The Quiet Power of Everyday Leadership

By Mitchell Schuckman, PCC | Founder, The Schuckman Group


Leadership doesn’t announce itself with a spotlight. It shows up in the quiet choices you make when nobody is watching. A tough conversation with a team member. The way you respond to a family crisis. The choice to speak up when it would be easier to stay quiet. These are the moments where real leadership lives. And they’re the moments I spend most of my coaching conversations exploring.

When someone comes to me for coaching, they often expect the focus to be on big strategic moves like career transitions, major deals, or board-level influence. Those things matter. But what surprises many clients is that our work usually starts in a much smaller place. Everyday leadership. The way they lead when nobody’s watching. The habits, choices, and conversations that quietly define who they are.

A Story of Rediscovery

Not long ago, I worked with a client who had built a reputation as steady and dependable. Her colleagues leaned on her, but she felt stuck in the background. “I’m not sure anyone really sees me as a leader,” she admitted during our first conversation.

As we dug in, she described her week. Meetings, deadlines, late nights. Then she casually mentioned how she always made time to check in with younger colleagues before leaving for the day. She’d ask them what they had learned, what was on their mind, and what they needed. To her, it was second nature. To them, it was a lifeline. One junior later told me, “She’s the reason I didn’t quit that first year.”

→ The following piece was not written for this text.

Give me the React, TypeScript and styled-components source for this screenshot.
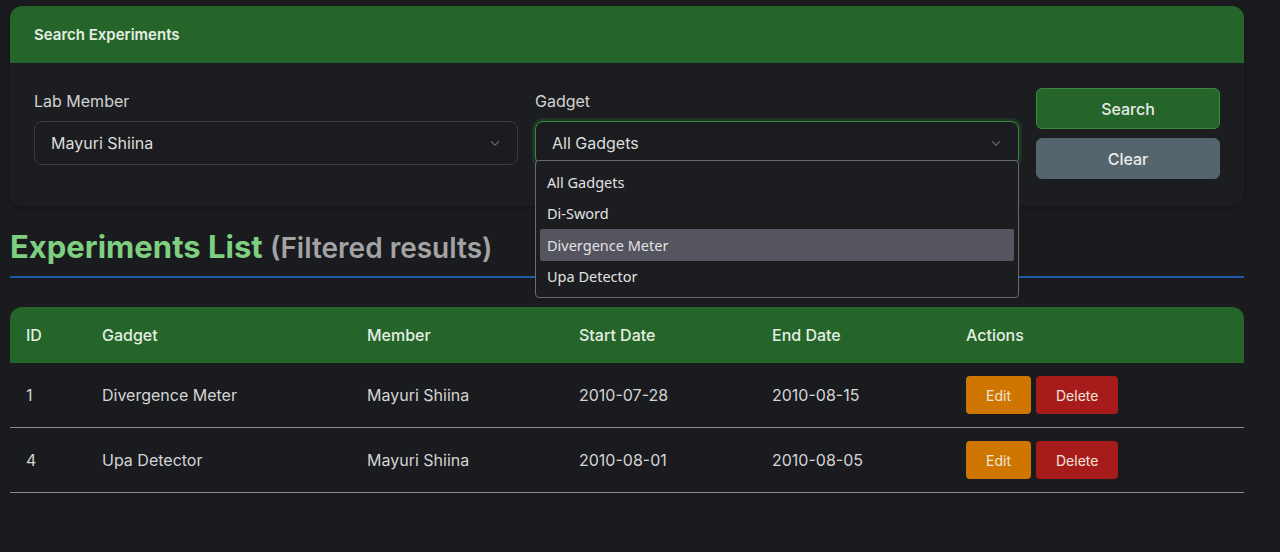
import { useState } from 'react';
import styled, { createGlobalStyle } from 'styled-components';

const GlobalStyle = createGlobalStyle`
  body {
    margin: 0;
    background: #1a1b1e;
    font-family: Inter, "Noto Sans", sans-serif;
    color: #d4d4d4;
  }
`;

const Page = styled.div`
  width: 1234px;
  padding: 6px 0 0 10px;
`;

const Card = styled.section`
  background: #1c1d20;
  border-radius: 12px;
  box-shadow: 0 2px 6px rgba(0, 0, 0, 0.25);
`;

const CardHeader = styled.div`
  height: 57px;
  display: flex;
  align-items: center;
  padding: 0 24px;
  background: #25652a;
  border-radius: 12px 12px 0 0;
  color: #e4eee3;
  font-size: 15px;
  font-weight: 600;
`;

const CardBody = styled.div`
  display: grid;
  grid-template-columns: 484px 484px 184px;
  column-gap: 17px;
  padding: 25px 24px 27px;
`;

const Field = styled.div`
  position: relative;
  display: flex;
  flex-direction: column;
`;

const Label = styled.label`
  font-size: 16px;
  line-height: 24px;
  margin: 1px 0 8px;
  color: #d2d2d2;
`;

const SelectBox = styled.div<{ $focused?: boolean }>`
  height: 44px;
  box-sizing: border-box;
  display: flex;
  align-items: center;
  justify-content: space-between;
  padding: 0 16px;
  border-radius: 8px;
  background: #1b1c1f;
  border: 1px solid ${p => (p.$focused ? '#3d8a3f' : '#3a3b3f')};
  box-shadow: ${p => (p.$focused ? '0 0 0 3px rgba(37, 101, 42, 0.35)' : 'none')};
  color: #dcdcdc;
  font-size: 16px;
`;

const Chevron = () => (
  <svg width="12" height="12" viewBox="0 0 16 16" fill="none">
    <path d="M3 6l5 5 5-5" stroke="#5f6166" strokeWidth="1.5" strokeLinecap="round" strokeLinejoin="round" />
  </svg>
);

const Menu = styled.ul`
  position: absolute;
  top: 72px;
  left: 0;
  width: 484px;
  box-sizing: border-box;
  margin: 0;
  padding: 5px 4px;
  list-style: none;
  background: #1c1d20;
  border: 1px solid #6a6b6e;
  border-radius: 4px;
  font-family: "Noto Sans", sans-serif;
  font-size: 14.5px;
  color: #e2e2e2;
  z-index: 10;
`;

const MenuItem = styled.li<{ $active?: boolean }>`
  height: 31.5px;
  display: flex;
  align-items: center;
  padding: 0 7px;
  border-radius: 2px;
  background: ${p => (p.$active ? '#55555f' : 'transparent')};
`;

const ButtonStack = styled.div`
  display: flex;
  flex-direction: column;
  gap: 9px;
`;

const FormButton = styled.button<{ $variant: 'search' | 'clear' }>`
  height: 41px;
  border-radius: 6px;
  font-family: Inter, sans-serif;
  font-size: 16px;
  font-weight: 500;
  color: #e8ece8;
  cursor: pointer;
  background: ${p => (p.$variant === 'search' ? '#25652a' : '#55656e')};
  border: 1px solid ${p => (p.$variant === 'search' ? '#3a8a3e' : '#55656e')};
`;

const Heading = styled.h2`
  margin: 21px 0 0;
  padding-bottom: 8px;
  border-bottom: 2px solid #1f5aa6;
  font-size: 31px;
  font-weight: 700;
  line-height: 40px;
  color: #7fcf80;
`;

const Sub = styled.span`
  font-size: 28px;
  color: #a3a3a3;
  font-weight: 600;
`;

const Table = styled.table`
  width: 100%;
  margin-top: 29px;
  border-collapse: separate;
  border-spacing: 0;
  font-size: 16px;
`;

const Th = styled.th`
  height: 56px;
  padding: 0 16px;
  text-align: left;
  background: #25652a;
  color: #e4eee3;
  font-weight: 500;

  &:first-child { border-top-left-radius: 12px; }
  &:last-child { border-top-right-radius: 12px; }
`;

const Td = styled.td`
  height: 64px;
  padding: 0 16px;
  color: #d4d4d4;
  border-bottom: 1px solid #8a8a8a;
`;

const Actions = styled.div`
  display: flex;
  gap: 5px;
`;

const RowButton = styled.button<{ $kind: 'edit' | 'delete' }>`
  height: 38px;
  padding: 0 20px;
  border: none;
  border-radius: 4px;
  font-family: Inter, sans-serif;
  font-size: 14px;
  color: #f1e6dc;
  cursor: pointer;
  background: ${p => (p.$kind === 'edit' ? '#cf7600' : '#a81b1b')};
`;

const gadgets = ['All Gadgets', 'Di-Sword', 'Divergence Meter', 'Upa Detector'];

const experiments = [
  { id: 1, gadget: 'Divergence Meter', member: 'Mayuri Shiina', start: '2010-07-28', end: '2010-08-15' },
  { id: 4, gadget: 'Upa Detector', member: 'Mayuri Shiina', start: '2010-08-01', end: '2010-08-05' },
];

const App = () => {
  const [hovered] = useState('Divergence Meter');

  return (
    <Page>
      <GlobalStyle />
      <Card>
        <CardHeader>Search Experiments</CardHeader>
        <CardBody>
          <Field>
            <Label>Lab Member</Label>
            <SelectBox>
              Mayuri Shiina
              <Chevron />
            </SelectBox>
          </Field>
          <Field>
            <Label>Gadget</Label>
            <SelectBox $focused>
              All Gadgets
              <Chevron />
            </SelectBox>
            <Menu>
              {gadgets.map(g => (
                <MenuItem key={g} $active={g === hovered}>{g}</MenuItem>
              ))}
            </Menu>
          </Field>
          <ButtonStack>
            <FormButton $variant="search">Search</FormButton>
            <FormButton $variant="clear">Clear</FormButton>
          </ButtonStack>
        </CardBody>
      </Card>

      <Heading>
        Experiments List <Sub>(Filtered results)</Sub>
      </Heading>

      <Table>
        <colgroup>
          <col style={{ width: 76 }} />
          <col style={{ width: 265 }} />
          <col style={{ width: 212 }} />
          <col style={{ width: 193 }} />
          <col style={{ width: 194 }} />
          <col />
        </colgroup>
        <thead>
          <tr>
            <Th>ID</Th>
            <Th>Gadget</Th>
            <Th>Member</Th>
            <Th>Start Date</Th>
            <Th>End Date</Th>
            <Th>Actions</Th>
          </tr>
        </thead>
        <tbody>
          {experiments.map(e => (
            <tr key={e.id}>
              <Td>{e.id}</Td>
              <Td>{e.gadget}</Td>
              <Td>{e.member}</Td>
              <Td>{e.start}</Td>
              <Td>{e.end}</Td>
              <Td>
                <Actions>
                  <RowButton $kind="edit">Edit</RowButton>
                  <RowButton $kind="delete">Delete</RowButton>
                </Actions>
              </Td>
            </tr>
          ))}
        </tbody>
      </Table>
    </Page>
  );
};

export default App;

We worked on helping her recognize that this wasn’t just kindness. It was leadership. It was the anchor on which she could build a stronger presence. With that awareness, she began to expand the practice. She created space in team meetings for everyone’s voice, especially the quieter ones. She gave feedback in the moment instead of saving it for reviews. Within months, people weren’t just seeing her as reliable. They were seeing her as a leader worth following.

Building on the Small Things

That’s the heart of everyday leadership. It doesn’t come from grand gestures, it comes from intentional habits that accumulate.

A client once told me, “I thought leadership was about having all the answers.” Through coaching, he discovered it was really about asking better questions, creating curiosity instead of certainty. That shift didn’t happen because he read a checklist. It happened because he practiced it, reflected on it, and was held accountable to keep showing up differently.

When leaders notice and nurture those small choices, they change the culture around them. They give people permission to speak honestly, to take risks, and to bring their best ideas forward. Coaching creates the pause to notice those choices and build on them.

Building Presence Through Courage

Another client, a senior leader, came to me frustrated by how invisible she felt in executive meetings. She stayed quiet even when she disagreed, afraid of being dismissed. Together, we practiced small, deliberate steps.

At first, it was as simple as asking clarifying questions. Then it grew to offering a perspective she knew might be unpopular. It was uncomfortable at first, but each time she spoke up, the room shifted. People began to look to her for perspective. She was no longer invisible. She was shaping the conversation.

That is everyday leadership too. It isn’t about making bold speeches. It’s about the willingness to be seen in small moments, over and over again, until the act of really being present creates influence and impact.

Leadership In All of Life

What I’ve learned through coaching is that everyday leadership doesn’t stay confined to the office. The same patterns show up at home, in friendships, and in communities.

One executive realized that the way she listened to her teenager without judgment, and without rushing to fix things was the exact skill she needed to bring into her one-on-ones at work. Once she connected those dots, she started practicing with intention. The result was deeper trust on both fronts.

Leadership multiplies when you practice it across all aspects of life. You don’t become a different person when you walk into the office. You carry the same habits, the same presence, the same choices. Coaching helps leaders see that connection and decide what kind of leader they want to be everywhere, not just in one role.

Why Coaching Matters

So why does coaching matter here? Because these small choices are easy to miss. Leaders are busy. They focus on what’s urgent, not always on what’s important. Coaching creates the space to hold up a mirror, notice the everyday moments, and make intentional choices about how to lead through them.

And here’s the truth: when you practice everyday leadership consistently, the big moments take care of themselves. The speech lands because the trust was already built. The team rallies because the culture was already nurtured. The board listens because credibility was already earned.

Closing Thought

Everyday leadership is where greatness is forged. In the way you listen, the questions you ask, the courage you practice, and the habits you design.

As a coach, I have the privilege of walking alongside leaders as they discover, refine, and claim those moments. It’s not about telling them what to do. It’s about helping them see what’s possible and holding them accountable to live it out.

The big stage may come and go. Everyday leadership is what lasts.